== Task requirements ==
Tally the lines that contain the string "image" and state that total without comment.

== Data for this task ==
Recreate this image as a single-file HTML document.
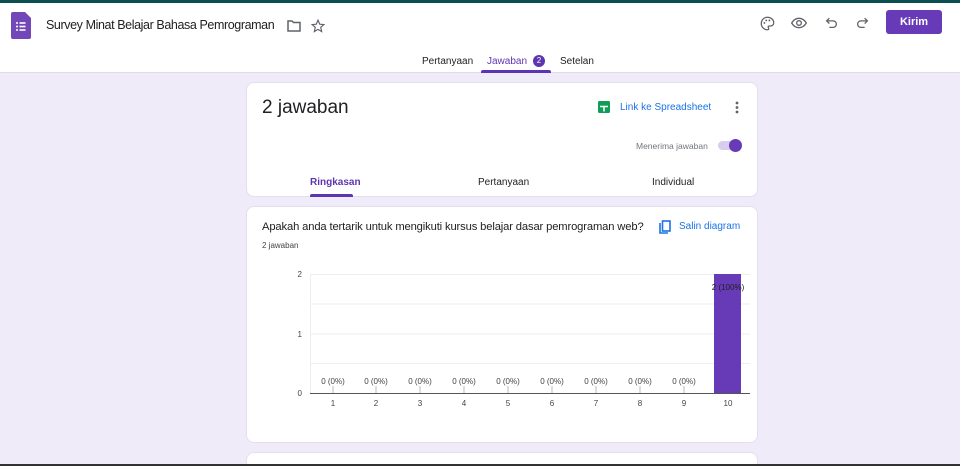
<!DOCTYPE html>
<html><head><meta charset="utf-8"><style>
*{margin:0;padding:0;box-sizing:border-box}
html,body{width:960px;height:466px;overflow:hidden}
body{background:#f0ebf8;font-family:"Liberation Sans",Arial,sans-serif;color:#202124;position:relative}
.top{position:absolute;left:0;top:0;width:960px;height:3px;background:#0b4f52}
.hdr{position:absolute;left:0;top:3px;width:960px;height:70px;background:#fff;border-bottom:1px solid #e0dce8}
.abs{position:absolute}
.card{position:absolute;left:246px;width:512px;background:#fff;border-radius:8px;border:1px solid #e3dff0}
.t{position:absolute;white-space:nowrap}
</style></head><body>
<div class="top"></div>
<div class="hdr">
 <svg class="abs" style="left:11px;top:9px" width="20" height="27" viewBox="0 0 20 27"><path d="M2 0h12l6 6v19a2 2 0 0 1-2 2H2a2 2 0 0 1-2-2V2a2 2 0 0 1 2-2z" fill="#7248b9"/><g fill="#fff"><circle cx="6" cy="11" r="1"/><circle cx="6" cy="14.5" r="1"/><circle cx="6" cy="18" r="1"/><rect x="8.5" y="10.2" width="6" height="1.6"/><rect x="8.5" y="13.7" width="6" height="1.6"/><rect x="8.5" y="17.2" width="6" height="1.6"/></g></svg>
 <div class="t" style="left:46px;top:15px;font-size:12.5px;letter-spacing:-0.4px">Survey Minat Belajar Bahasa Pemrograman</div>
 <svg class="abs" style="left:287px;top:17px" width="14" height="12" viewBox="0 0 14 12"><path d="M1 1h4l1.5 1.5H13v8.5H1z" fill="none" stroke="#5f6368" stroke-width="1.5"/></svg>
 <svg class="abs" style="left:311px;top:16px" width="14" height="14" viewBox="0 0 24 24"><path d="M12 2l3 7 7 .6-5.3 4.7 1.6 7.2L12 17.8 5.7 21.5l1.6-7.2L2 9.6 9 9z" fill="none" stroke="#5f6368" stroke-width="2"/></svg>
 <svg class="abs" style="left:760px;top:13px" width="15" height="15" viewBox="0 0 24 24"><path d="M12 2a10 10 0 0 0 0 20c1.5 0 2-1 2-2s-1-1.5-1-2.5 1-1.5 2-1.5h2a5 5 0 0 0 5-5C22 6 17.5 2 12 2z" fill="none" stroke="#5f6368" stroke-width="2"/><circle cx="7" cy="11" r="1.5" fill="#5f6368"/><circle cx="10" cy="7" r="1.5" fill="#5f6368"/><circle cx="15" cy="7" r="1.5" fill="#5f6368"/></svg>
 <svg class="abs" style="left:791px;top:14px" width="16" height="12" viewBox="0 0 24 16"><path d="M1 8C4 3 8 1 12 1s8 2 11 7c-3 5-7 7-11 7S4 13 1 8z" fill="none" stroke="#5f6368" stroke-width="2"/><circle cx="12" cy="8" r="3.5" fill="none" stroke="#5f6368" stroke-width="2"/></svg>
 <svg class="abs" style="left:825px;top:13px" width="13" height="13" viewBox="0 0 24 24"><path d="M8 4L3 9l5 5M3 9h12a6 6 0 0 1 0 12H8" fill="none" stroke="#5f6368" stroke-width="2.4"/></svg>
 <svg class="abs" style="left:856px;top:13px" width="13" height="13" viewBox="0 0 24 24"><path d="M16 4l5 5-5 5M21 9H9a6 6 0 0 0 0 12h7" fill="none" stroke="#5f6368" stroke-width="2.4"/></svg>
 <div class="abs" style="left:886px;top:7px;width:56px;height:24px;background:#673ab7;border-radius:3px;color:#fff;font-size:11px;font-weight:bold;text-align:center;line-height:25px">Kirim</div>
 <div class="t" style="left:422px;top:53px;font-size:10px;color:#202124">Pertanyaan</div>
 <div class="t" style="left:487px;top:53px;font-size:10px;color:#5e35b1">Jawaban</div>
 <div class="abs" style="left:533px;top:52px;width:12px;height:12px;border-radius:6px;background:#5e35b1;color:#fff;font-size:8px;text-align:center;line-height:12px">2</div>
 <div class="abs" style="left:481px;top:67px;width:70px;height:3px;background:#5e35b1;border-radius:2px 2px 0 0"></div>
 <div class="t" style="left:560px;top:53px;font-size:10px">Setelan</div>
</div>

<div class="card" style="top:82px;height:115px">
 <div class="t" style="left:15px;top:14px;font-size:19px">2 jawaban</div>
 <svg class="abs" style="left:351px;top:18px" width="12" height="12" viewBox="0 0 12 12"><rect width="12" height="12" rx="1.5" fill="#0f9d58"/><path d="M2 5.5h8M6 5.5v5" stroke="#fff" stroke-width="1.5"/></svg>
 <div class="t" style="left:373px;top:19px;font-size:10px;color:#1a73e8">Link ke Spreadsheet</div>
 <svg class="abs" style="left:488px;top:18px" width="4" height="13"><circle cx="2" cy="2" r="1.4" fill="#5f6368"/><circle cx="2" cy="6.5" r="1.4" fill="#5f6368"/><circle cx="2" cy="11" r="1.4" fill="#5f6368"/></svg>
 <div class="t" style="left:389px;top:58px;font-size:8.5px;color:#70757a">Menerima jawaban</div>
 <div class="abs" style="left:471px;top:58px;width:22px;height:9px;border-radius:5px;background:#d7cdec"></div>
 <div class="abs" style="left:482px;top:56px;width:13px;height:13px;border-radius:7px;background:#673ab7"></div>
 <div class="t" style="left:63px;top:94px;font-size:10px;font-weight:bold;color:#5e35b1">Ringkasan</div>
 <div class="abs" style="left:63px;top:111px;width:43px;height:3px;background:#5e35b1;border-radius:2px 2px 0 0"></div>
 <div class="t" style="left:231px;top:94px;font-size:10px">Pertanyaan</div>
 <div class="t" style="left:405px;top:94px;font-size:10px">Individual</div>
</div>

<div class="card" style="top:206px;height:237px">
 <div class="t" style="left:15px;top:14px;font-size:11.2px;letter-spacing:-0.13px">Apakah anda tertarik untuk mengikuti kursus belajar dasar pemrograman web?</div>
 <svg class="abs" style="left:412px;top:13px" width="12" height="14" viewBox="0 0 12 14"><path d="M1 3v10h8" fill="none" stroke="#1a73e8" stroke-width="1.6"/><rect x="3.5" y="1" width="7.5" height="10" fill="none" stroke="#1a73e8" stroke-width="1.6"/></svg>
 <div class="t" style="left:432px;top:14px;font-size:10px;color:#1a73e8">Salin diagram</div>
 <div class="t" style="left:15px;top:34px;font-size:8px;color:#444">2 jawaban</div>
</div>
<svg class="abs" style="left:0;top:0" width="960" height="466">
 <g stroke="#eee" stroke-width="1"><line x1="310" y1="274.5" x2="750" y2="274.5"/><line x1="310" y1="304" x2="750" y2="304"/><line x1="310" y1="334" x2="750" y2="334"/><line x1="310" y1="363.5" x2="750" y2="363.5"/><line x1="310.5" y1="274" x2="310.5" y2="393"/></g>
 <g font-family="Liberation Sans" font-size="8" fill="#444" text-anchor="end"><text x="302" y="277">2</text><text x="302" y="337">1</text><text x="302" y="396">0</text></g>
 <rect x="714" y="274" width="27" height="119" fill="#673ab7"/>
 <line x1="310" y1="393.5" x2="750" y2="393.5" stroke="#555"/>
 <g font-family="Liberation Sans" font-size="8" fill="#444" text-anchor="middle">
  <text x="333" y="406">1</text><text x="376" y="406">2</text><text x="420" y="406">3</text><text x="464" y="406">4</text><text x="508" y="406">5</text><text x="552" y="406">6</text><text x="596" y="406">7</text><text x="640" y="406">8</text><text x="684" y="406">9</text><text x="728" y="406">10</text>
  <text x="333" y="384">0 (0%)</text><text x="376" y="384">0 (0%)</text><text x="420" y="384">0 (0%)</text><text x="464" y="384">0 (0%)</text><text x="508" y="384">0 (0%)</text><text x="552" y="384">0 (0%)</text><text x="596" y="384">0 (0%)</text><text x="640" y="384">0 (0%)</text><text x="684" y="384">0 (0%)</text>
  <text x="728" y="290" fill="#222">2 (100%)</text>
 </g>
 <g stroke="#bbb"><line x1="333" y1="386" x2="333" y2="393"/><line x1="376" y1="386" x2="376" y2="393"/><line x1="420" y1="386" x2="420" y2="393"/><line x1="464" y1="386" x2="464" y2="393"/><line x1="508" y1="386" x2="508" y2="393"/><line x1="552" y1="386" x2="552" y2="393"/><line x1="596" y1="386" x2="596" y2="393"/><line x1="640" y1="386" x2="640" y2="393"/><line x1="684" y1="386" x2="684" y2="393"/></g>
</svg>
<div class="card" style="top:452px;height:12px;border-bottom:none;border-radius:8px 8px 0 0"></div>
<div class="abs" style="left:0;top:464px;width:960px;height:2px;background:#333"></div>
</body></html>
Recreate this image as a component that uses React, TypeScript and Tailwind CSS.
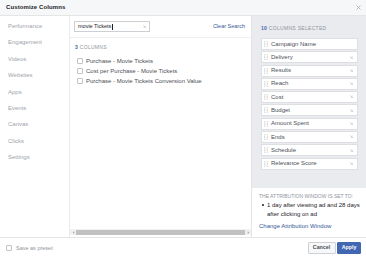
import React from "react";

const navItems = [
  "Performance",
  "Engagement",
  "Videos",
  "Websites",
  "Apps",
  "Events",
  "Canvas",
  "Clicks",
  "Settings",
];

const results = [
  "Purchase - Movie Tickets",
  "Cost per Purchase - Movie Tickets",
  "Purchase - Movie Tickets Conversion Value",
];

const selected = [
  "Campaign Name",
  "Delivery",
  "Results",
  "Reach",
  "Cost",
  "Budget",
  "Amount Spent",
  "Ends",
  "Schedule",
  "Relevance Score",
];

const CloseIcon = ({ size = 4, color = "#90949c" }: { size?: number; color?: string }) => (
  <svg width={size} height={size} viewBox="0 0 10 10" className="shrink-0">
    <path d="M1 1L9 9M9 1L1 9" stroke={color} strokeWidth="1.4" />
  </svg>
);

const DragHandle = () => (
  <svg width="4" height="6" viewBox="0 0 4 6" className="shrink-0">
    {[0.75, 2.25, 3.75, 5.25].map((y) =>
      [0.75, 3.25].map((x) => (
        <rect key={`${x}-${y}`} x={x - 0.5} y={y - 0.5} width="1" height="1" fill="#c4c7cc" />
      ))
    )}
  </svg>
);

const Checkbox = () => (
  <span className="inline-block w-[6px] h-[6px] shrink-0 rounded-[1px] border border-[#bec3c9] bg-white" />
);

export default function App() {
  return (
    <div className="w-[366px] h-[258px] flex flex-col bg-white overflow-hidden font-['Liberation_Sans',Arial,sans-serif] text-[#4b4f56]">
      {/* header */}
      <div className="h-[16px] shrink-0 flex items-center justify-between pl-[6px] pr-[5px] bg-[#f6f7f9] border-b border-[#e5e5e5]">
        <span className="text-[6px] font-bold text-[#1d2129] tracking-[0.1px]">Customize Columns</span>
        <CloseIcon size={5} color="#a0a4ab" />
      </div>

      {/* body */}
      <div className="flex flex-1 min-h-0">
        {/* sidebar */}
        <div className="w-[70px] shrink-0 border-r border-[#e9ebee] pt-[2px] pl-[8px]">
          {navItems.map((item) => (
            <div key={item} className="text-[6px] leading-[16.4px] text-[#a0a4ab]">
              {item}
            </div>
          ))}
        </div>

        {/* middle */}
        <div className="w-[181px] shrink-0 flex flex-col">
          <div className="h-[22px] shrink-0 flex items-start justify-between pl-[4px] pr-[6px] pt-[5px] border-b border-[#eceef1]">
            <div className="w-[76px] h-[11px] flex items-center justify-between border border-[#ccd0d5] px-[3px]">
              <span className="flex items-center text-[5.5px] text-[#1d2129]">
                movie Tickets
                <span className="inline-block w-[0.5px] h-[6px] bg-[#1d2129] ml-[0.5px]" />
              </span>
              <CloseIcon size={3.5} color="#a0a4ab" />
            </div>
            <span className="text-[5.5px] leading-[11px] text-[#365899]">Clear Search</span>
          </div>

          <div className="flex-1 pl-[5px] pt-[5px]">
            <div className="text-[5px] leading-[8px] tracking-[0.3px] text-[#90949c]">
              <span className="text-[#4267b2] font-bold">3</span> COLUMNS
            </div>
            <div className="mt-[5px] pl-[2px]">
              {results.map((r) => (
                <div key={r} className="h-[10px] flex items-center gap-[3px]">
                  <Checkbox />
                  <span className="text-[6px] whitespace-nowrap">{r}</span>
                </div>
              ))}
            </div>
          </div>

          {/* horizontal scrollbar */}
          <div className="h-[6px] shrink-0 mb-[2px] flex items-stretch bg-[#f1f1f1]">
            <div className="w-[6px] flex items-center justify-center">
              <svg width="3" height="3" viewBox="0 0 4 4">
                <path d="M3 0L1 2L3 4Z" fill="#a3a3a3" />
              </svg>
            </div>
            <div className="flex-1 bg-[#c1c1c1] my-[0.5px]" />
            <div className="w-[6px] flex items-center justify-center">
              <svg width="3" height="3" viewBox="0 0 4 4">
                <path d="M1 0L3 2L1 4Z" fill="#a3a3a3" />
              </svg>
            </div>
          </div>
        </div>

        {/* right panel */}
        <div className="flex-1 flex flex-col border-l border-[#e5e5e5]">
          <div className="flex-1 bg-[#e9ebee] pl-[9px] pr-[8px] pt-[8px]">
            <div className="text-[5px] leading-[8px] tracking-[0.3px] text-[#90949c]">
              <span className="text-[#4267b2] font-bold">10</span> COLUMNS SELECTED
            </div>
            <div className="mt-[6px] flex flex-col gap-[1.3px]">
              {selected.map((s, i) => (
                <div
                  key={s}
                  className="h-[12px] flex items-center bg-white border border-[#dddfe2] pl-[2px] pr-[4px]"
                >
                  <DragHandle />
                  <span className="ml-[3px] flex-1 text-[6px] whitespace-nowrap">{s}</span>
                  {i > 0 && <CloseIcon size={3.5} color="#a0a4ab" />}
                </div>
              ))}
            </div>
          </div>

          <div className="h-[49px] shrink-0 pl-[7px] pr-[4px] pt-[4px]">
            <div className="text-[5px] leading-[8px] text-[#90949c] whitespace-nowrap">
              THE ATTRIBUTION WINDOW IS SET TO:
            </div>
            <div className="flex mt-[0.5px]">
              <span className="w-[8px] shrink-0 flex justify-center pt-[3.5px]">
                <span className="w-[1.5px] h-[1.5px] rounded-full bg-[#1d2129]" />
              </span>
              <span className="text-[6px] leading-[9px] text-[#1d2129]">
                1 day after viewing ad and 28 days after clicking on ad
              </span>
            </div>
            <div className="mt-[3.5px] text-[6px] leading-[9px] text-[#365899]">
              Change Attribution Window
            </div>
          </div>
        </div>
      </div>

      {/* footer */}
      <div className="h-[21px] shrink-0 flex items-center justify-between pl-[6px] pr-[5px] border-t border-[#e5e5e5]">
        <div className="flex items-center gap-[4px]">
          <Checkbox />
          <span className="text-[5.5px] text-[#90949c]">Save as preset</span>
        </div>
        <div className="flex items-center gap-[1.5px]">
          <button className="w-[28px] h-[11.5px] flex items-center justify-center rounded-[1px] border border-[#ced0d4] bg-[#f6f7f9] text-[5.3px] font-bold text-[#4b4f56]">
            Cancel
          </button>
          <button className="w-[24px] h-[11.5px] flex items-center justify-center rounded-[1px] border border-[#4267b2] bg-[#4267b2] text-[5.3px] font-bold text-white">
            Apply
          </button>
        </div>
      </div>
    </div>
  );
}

== Answer in full ==
2